В основном «упражнении» разума есть «медитация»: впрочем, этимологически оба слова являются синонимами. В отличие от распространенных на Дальнем Востоке медитаций буддийского типа греко-римская философская медитация не связана с телесной позой, но является чисто рациональным, или воображаемым, или интуитивным упражнением. Ее формы крайне разнообразны. Прежде всего, это запоминание и усвоение фундаментальных догматов и правил жизни школы. Благодаря этому упражнению видение мира того, кто старается духовно двигаться вперед, будет полностью преобразовано. В частности, философская медитация сущностных догматов физики, например, эпикурейское созерцание зарождения миров в бесконечной пустоте, или стоическое созерцание рационального и необходимого развертывания космических событий сможет вдохновить на упражнение по воображению, в котором человеческие вещи предстанут как малозначительные в огромности пространства и времени. Эти догматы, эти правила жизни нужно стараться «иметь под рукой», чтобы быть способным вести себя по-философски во всех обстоятельствах жизни. Нужно, кстати, заранее воображать себе эти обстоятельства, чтобы быть готовым к шоку событий. Во всех школах по разнообразным причинам философией будет прежде всего медитация о смерти и сосредоточение внимания на настоящем моменте, чтобы наслаждаться этим моментом или переживать его в полном сознании. Во всех этих упражнениях будут использоваться все средства, предлагаемые диалектикой и риторикой, чтобы достичь максимальной эффективности. Причем, именно такое осознанное и волевое использование риторики и создает то ощущение пессимизма, которое некоторым читателям представляется главным открытием Размышления Марка Аврелия. Все образы кажутся ему уместными, если они могут поразить воображение и заставить осознать иллюзии и условности людей.

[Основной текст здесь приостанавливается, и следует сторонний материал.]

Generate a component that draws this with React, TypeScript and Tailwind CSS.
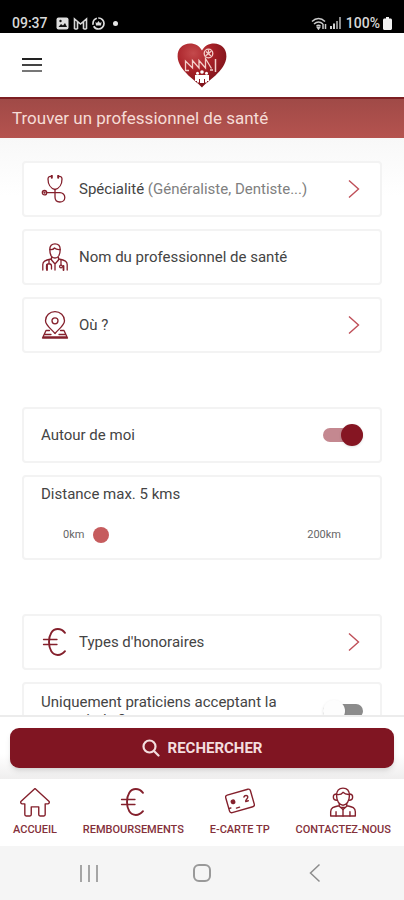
import { useState } from "react";
import type { ReactNode } from "react";

const HeartLogo = () => (
  <svg viewBox="0 0 50 45" className="h-[45px] w-[50px]" role="img" aria-label="Logo">
    <defs>
      <radialGradient id="heart" cx="32%" cy="22%" r="75%">
        <stop offset="0" stopColor="#c44a4c" />
        <stop offset="0.5" stopColor="#a92128" />
        <stop offset="1" stopColor="#7f141b" />
      </radialGradient>
    </defs>
    <path
      d="M25 44.5C21 39 1 28 .6 13.5.4 5.500 6 .6 13 .6c5.500 0 9.500 2.600 12 7 2.500-4.400 6.500-7 12-7 7 0 12.600 4.900 12.400 12.900C49 28 29 39 25 44.500z"
      fill="url(#heart)"
    />
    <g fill="none" stroke="#f3cfca" strokeWidth="1.300">
      <path d="M8.500 27.500V18l7 7v-7.500l6.500 7.500v-7.500l6.500 7.500V15.500l6 10" />
      <path d="M38.500 16v13" strokeWidth="1.500" />
      <path d="M8 27.500h4M33 27h3" />
      <circle cx="31.500" cy="10.500" r="4.300" />
      <path d="M28.500 13l6-5M29 8.500l5 4.500M31.500 6.500v4" />
    </g>
    <g fill="#fff">
      <circle cx="20.500" cy="30.200" r="1.500" />
      <circle cx="25" cy="29" r="1.800" />
      <circle cx="29.500" cy="30.200" r="1.500" />
      <path d="M18 32h14v6h-2v1.500h-2V36h-1v4h-4v-4h-1v3.500h-2V38h-2z" />
    </g>
  </svg>
);

const Icon = ({ children, className = "h-7 w-7" }: { children: ReactNode; className?: string }) => (
  <svg
    viewBox="0 0 28 28"
    className={`${className} shrink-0`}
    fill="none"
    stroke="#84202c"
    strokeWidth="1.300"
    strokeLinecap="round"
    strokeLinejoin="round"
    aria-hidden="true"
  >
    {children}
  </svg>
);

const StethoscopeIcon = () => (
  <Icon>
    <path d="M10.500 1.500c-2-.6-3.500.4-3.500 2.500 0 5 2.500 9.500 7 10.500 4.500-1 7-5.500 7-10.500 0-2.100-1.500-3.100-3.500-2.500" />
    <path d="M10.800.8v2M17.200.8v2" strokeWidth="2" />
    <path d="M14 14.500v7.500c0 3 2 5 4.800 5s5-2 5-4.600-2.200-4.700-4.800-4.700H5.500" />
    <circle cx="3.500" cy="17.700" r="2.200" />
    <circle cx="3.500" cy="17.700" r=".5" />
  </Icon>
);

const DoctorIcon = () => (
  <Icon>
    <path d="M8.800 6.500C8.800 2.700 10.800.8 14 .8s5.200 1.900 5.200 5.700c0 5-2 8.500-5.200 8.500s-5.200-3.500-5.200-8.500z" />
    <path d="M9 6.500c2 .3 3.500-.2 4.500-1.500 1.200 1.200 3 1.700 5.500 1.500" />
    <path d="M1.800 27v-5.500c0-3 2-4.200 8.400-5.500M26.200 27v-5.500c0-3-2-4.200-8.400-5.500" />
    <path d="M10.500 14.500V17l3.500 4 3.500-4v-2.500M14 21v6" />
    <path d="M8 17v3.500M5.500 26v-3c0-3 5-3 5 0v3M20 17v5" />
    <path d="M6 27v-5M22.500 27v-4" strokeWidth="1.800" />
    <circle cx="20" cy="23.500" r="1.400" />
  </Icon>
);

const PlaceIcon = () => (
  <Icon>
    <path d="M14 22.500C11 18.500 4.500 14.500 4.500 9.700a9.500 9 0 0119 0c0 4.800-6.500 8.800-9.500 12.800z" />
    <circle cx="14" cy="9.800" r="3" />
    <path d="M8.500 19.500H5L1.500 27h25L23 19.500h-3.500M4 23.500h6M18 23.500h6M2 26h24" />
  </Icon>
);

const EuroIcon = () => (
  <Icon>
    <path d="M24 4.800C22 2.300 19.700 1 16.800 1 11.200 1 8 6.500 8 14s3.200 13 8.800 13c2.900 0 5.200-1.300 7.200-3.800" strokeWidth="1.900" />
    <path d="M2.500 11.500h13.500M2.500 16.500h13.500" />
  </Icon>
);

const HomeIcon = () => (
  <Icon className="h-[30px] w-[30px]">
    <path d="M14 1.500L.8 13.500c-.4 1 .2 2.300 1.400 2.200h2.300v10c0 .8.400 1.300 1.200 1.300h3.600c.8 0 1.200-.5 1.200-1.300v-7.200h7v7.200c0 .8.400 1.300 1.200 1.300h3.600c.8 0 1.200-.5 1.200-1.300v-10h2.300c1.200.1 1.800-1.200 1.400-2.200z" />
  </Icon>
);

const CardIcon = () => (
  <Icon className="h-[30px] w-[30px]">
    <g transform="rotate(-16 14 13)">
      <rect x="2" y="4.500" width="24" height="17" rx="2" />
      <circle cx="7.500" cy="12" r="1.600" fill="#84202c" />
      <path d="M18.500 10.500c1-1.500 4-1 3.500 1s-3 1.500-3 3.500h2.500M2.500 17h1.500M9 18.500h3" />
    </g>
  </Icon>
);

const AdvisorIcon = () => (
  <Icon className="h-[30px] w-[30px]">
    <path d="M8 8C8 3.500 10.300 1 14 1s6 2.500 6 7c0 5-2.500 9-6 9s-6-4-6-9z" />
    <path d="M8 7c3 .5 5-.5 6-2 1.500 1.500 3.500 2.200 6 2" />
    <path d="M8 6.500c-2 0-3 1-3 2.800s1 3 3.300 3M20 6.500c2 0 3 1 3 2.800s-1 3-3.300 3" />
    <path d="M10.500 15.500V18L14 21l3.500-3v-2.500M10 17.500c-5 1-7.500 2-7.500 5.500v4h23v-4c0-3.500-2.500-4.500-7.500-5.500" />
    <path d="M7.500 23v4M20.500 23v4M14 21v6M12 19h4" />
  </Icon>
);

const Chevron = () => (
  <svg viewBox="0 0 12 20" className="h-5 w-3 shrink-0" fill="none" stroke="#bf4f58" strokeWidth="1.400" aria-hidden="true">
    <path d="M1 1.500L10.500 10 1 18.500" />
  </svg>
);

const StatusBar = () => (
  <div className="flex h-[33px] shrink-0 items-end justify-between bg-black px-3 pb-[2px] text-sm leading-[16px] font-medium text-[#d8d8d8]">
    <div className="flex items-center gap-1">
      <span className="mr-1">09:37</span>
      <svg viewBox="0 0 13 13" className="h-[13px] w-[13px]" aria-hidden="true">
        <rect x=".5" y=".5" width="12" height="12" rx="2" fill="#dedede" />
        <path d="M2.500 10l2.500-3 2 1.500L9 6l2 4z" fill="#111" />
        <circle cx="4.500" cy="4" r="1.200" fill="#111" />
      </svg>
      <svg viewBox="0 0 15 13" className="h-[13px] w-[15px]" fill="none" stroke="#d8d8d8" strokeWidth="1.600" aria-hidden="true">
        <path d="M1.500 12V2l6 5 6-5v10M4.500 12V5M10.500 12V5M1.500 12h3M10.500 12h3" />
      </svg>
      <svg viewBox="0 0 13 13" className="h-[13px] w-[13px]" aria-hidden="true">
        <circle cx="6.500" cy="6.500" r="5.500" fill="none" stroke="#dedede" strokeWidth="1.700" strokeDasharray="14 1.500 8 1.500" />
        <path d="M3.500 5l1.500 1 1.500-2L8 6l1.500-1-.5 3.500H4z" fill="#dedede" />
      </svg>
      <span className="ml-1 h-[5px] w-[5px] rounded-full bg-[#e6e6e6]" />
    </div>
    <div className="flex items-center gap-[3px]">
      <svg viewBox="0 0 16 13" className="h-[13px] w-4" fill="none" stroke="#c9c9c9" strokeWidth="1.500" aria-hidden="true">
        <path d="M1 4.500c4-4 9-4 13 0M3 7c3-2.700 6-2.700 9 0M5.500 9.300c1.300-1.200 2.700-1.200 4 0" />
        <path d="M6.500 10.500h2L7.500 12zM12 7v5M14.500 12V7" />
      </svg>
      <svg viewBox="0 0 11 12" className="h-3 w-[11px]" aria-hidden="true">
        <path d="M0 9h2v3H0zM3 6.500h2V12H3z" fill="#d0d0d0" />
        <path d="M6 4h2v8H6zM9 0h2v12H9z" fill="#8a8a8a" />
      </svg>
      <span className="ml-[2px]">100%</span>
      <svg viewBox="0 0 9 13" className="h-[13px] w-[9px]" aria-hidden="true">
        <path d="M3 0h3v1.500h1.500c.8 0 1.500.7 1.500 1.500v8.500c0 .8-.7 1.500-1.500 1.500h-6C.7 13 0 12.300 0 11.500V3c0-.8.700-1.500 1.500-1.500H3z" fill="#f1f1f1" />
      </svg>
    </div>
  </div>
);

const Header = () => (
  <header className="grid h-16 shrink-0 grid-cols-3 items-center bg-white px-5">
    <button type="button" aria-label="Menu" className="flex w-6 flex-col gap-1 p-[2px]">
      <span className="h-[2px] w-5 bg-[#222]" />
      <span className="h-[2px] w-5 bg-[#444]" />
      <span className="h-[2px] w-5 bg-[#777]" />
    </button>
    <div className="flex justify-center">
      <HeartLogo />
    </div>
  </header>
);

const cardClass = "w-full rounded-[4px] border-2 border-[#f3f3f3] bg-white text-[15px] leading-5 text-[#444]";

type PickerProps = { icon: ReactNode; children: ReactNode };

const PickerRow = ({ icon, children }: PickerProps) => (
  <button type="button" className={`${cardClass} flex h-14 items-center gap-[10px] pr-5 pl-[17px] text-left`}>
    {icon}
    <span className="flex-1">{children}</span>
    <Chevron />
  </button>
);

type SwitchProps = { id: string; label: string; defaultChecked?: boolean };

const SwitchRow = ({ id, label, defaultChecked }: SwitchProps) => (
  <div className={`${cardClass} flex min-h-14 items-center justify-between px-[17px] py-[9px]`}>
    <label htmlFor={id} className="max-w-[250px] leading-[18px]">
      {label}
    </label>
    <input
      id={id}
      type="checkbox"
      defaultChecked={defaultChecked}
      className="flex h-[14px] w-10 shrink-0 appearance-none items-center rounded-full bg-[#8c8c8c] after:block after:h-[22px] after:w-[22px] after:shrink-0 after:rounded-full after:bg-[#fdfdfd] after:shadow-sm checked:bg-[#c48890] checked:after:ml-[18px] checked:after:bg-[#851522]"
    />
  </div>
);

const DistanceCard = () => {
  const [distance, setDistance] = useState(5);

  return (
    <div className={`${cardClass} flex h-[85px] flex-col gap-[23px] px-[17px] pt-[7px]`}>
      <label htmlFor="distance">Distance max. {distance} kms</label>
      <div className="flex items-center gap-1 px-[22px] text-[11px] leading-4 text-[#666]">
        <span>0km</span>
        <input
          id="distance"
          type="range"
          min={0}
          max={200}
          value={distance}
          onChange={(e) => setDistance(Number(e.target.value))}
          className="h-4 min-w-0 flex-1 appearance-none bg-transparent [&::-webkit-slider-thumb]:h-4 [&::-webkit-slider-thumb]:w-4 [&::-webkit-slider-thumb]:appearance-none [&::-webkit-slider-thumb]:rounded-full [&::-webkit-slider-thumb]:bg-[#c65c5e]"
        />
        <span>200km</span>
      </div>
    </div>
  );
};

const navItems = [
  { label: "ACCUEIL", icon: <HomeIcon /> },
  { label: "REMBOURSEMENTS", icon: <EuroIcon /> },
  { label: "E-CARTE TP", icon: <CardIcon /> },
  { label: "CONTACTEZ-NOUS", icon: <AdvisorIcon /> },
];

const BottomNav = () => (
  <nav className="flex h-[67px] shrink-0 justify-between bg-white px-[13px] pt-2">
    {navItems.map((item) => (
      <a key={item.label} href="#" className="flex flex-col items-center gap-1 text-[11px] leading-[18px] font-medium text-[#84303a]">
        <span className="flex h-[30px] items-center">{item.icon}</span>
        {item.label}
      </a>
    ))}
  </nav>
);

const SystemBar = () => (
  <div className="grid h-[54px] shrink-0 grid-cols-3 items-center justify-items-center bg-[#f5f5f5] px-8">
    <button type="button" aria-label="Applications récentes" className="flex gap-[6px]">
      <span className="h-[17px] w-[2px] bg-[#a5a5a5]" />
      <span className="h-[17px] w-[2px] bg-[#a5a5a5]" />
      <span className="h-[17px] w-[2px] bg-[#a5a5a5]" />
    </button>
    <button type="button" aria-label="Accueil du téléphone" className="h-[18px] w-[18px] rounded-[6px] border-2 border-[#999]" />
    <button type="button" aria-label="Retour">
      <svg viewBox="0 0 12 20" className="h-5 w-3" fill="none" stroke="#8c8c8c" strokeWidth="1.500" aria-hidden="true">
        <path d="M10.500 1.500L1.500 10l9 8.500" />
      </svg>
    </button>
  </div>
);

export default function App() {
  return (
    <div className="flex h-screen flex-col overflow-hidden bg-white font-[Roboto,'Liberation_Sans',sans-serif]">
      <StatusBar />
      <Header />
      <h1 className="h-[41px] shrink-0 border-t-2 border-[#7d1f22] bg-linear-to-b from-[#a04a47] to-[#b5534f] pl-3 text-[17px] leading-[38px] text-[#f6dcd6]">
        Trouver un professionnel de santé
      </h1>

      <main className="flex min-h-0 flex-1 flex-col gap-[54px] overflow-hidden bg-linear-to-b from-[#f8f8f8] to-white to-10% px-[22px] pt-[23px]">
        <section className="flex flex-col gap-3">
          <PickerRow icon={<StethoscopeIcon />}>
            Spécialité <span className="text-[#808080]">(Généraliste, Dentiste...)</span>
          </PickerRow>
          <div className={`${cardClass} flex h-14 items-center gap-[10px] pr-5 pl-[17px]`}>
            <DoctorIcon />
            <input
              type="text"
              aria-label="Nom du professionnel de santé"
              placeholder="Nom du professionnel de santé"
              className="min-w-0 flex-1 outline-none placeholder:text-[#444]"
            />
          </div>
          <PickerRow icon={<PlaceIcon />}>Où ?</PickerRow>
        </section>

        <section className="flex flex-col gap-3">
          <SwitchRow id="nearby" label="Autour de moi" defaultChecked />
          <DistanceCard />
        </section>

        <section className="flex flex-col gap-3">
          <PickerRow icon={<EuroIcon />}>Types d'honoraires</PickerRow>
          <SwitchRow id="vitale" label="Uniquement praticiens acceptant la carte vitale ?" />
        </section>
      </main>

      <div className="h-16 shrink-0 border-t-2 border-[#ececec] bg-linear-to-b from-white from-60% to-[#efeeee] px-[10px] pt-[11px]">
        <button type="button" className="flex h-10 w-full items-center justify-center gap-2 rounded-[9px] bg-[#801522] text-[15px] font-bold text-[#f3dedf] shadow-md">
          <svg viewBox="0 0 18 18" className="h-[18px] w-[18px]" fill="none" stroke="currentColor" strokeWidth="2.200" strokeLinecap="round" aria-hidden="true">
            <circle cx="7.500" cy="7.500" r="6" />
            <path d="M12 12l4.500 4.500" />
          </svg>
          RECHERCHER
        </button>
      </div>

      <BottomNav />
      <SystemBar />
    </div>
  );
}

Именно в перспективе этих упражнений медитации и нужно понимать соотношение между теорией и практикой в философии этой эпохи. Теория сама по себе никогда там не рассматривается как самоцель. Или же она четко и решительно поставлена на службу практики. Эпикур говорит об этом открыто: цель науки о природе состоит в предоставлении безмятежности души. Или, как у аристотеликов, мы принимаем для себя не столько теории сами по себе, сколько теоретическую деятельность, которая считается образом жизни, доставляющим почти божественное удовольствие и счастье. Или, как в академической школе, или у скептиков, теоретическая деятельность является критической деятельностью. Или, как у платоников, абстрактная теория не считается настоящим знанием: как говорит Порфирий, «приводящее к блаженству созерцание состоит не в накоплении рассуждений или в массе выученных знаний, но в том, чтобы теория стала в нас самих природой и жизнью». И, согласно Плотину, мы не можем познать душу, если мы не очистимся от своих страстей, чтобы экспериментировать в себе трансцендентность души по отношению к телу, и мы не можем познать первоначало всяких вещей, если у нас нет опыта союза с ним.

Для выполнения упражнений по медитации в распоряжение начинающих предоставлялись сентенции или краткие изложения основных догматов школы. Письма Эпикура, сохраненные для нас Диогеном Лаэртским, предназначены играть эту роль. Чтобы обеспечить этим догматам большую духовную эффективность, нужно было представить их в форме кратких и ярких формул, как Избранные изречения Эпикура, или в строгосистематической форме, как Письмо к Геродоту того же автора, которая позволяла ученику ухватить в своего рода интуитивном порыве сущность доктрины, чтобы удобно иметь ее «под рукой». В этом случае забота о систематической связности была поставлена на службу духовной эффективности.

В каждой школе догматы и методологические принципы не подлежали обсуждению. Философствовать в эту эпоху означало выбрать школу, обратить себя в ее образ жизни и принять ее догматы. Вот почему в своих основных чертах фундаментальные догматы и жизненные правила платонизма, аристотелизма, стоицизма и эпикуреизма не подвергались эволюции в течение всей античности. Даже ученые античности всегда причисляют себя к философской школе: развитие их математических или астрономических теорем ни в чем не изменяют фундаментальные принципы школы, в которую они вступают.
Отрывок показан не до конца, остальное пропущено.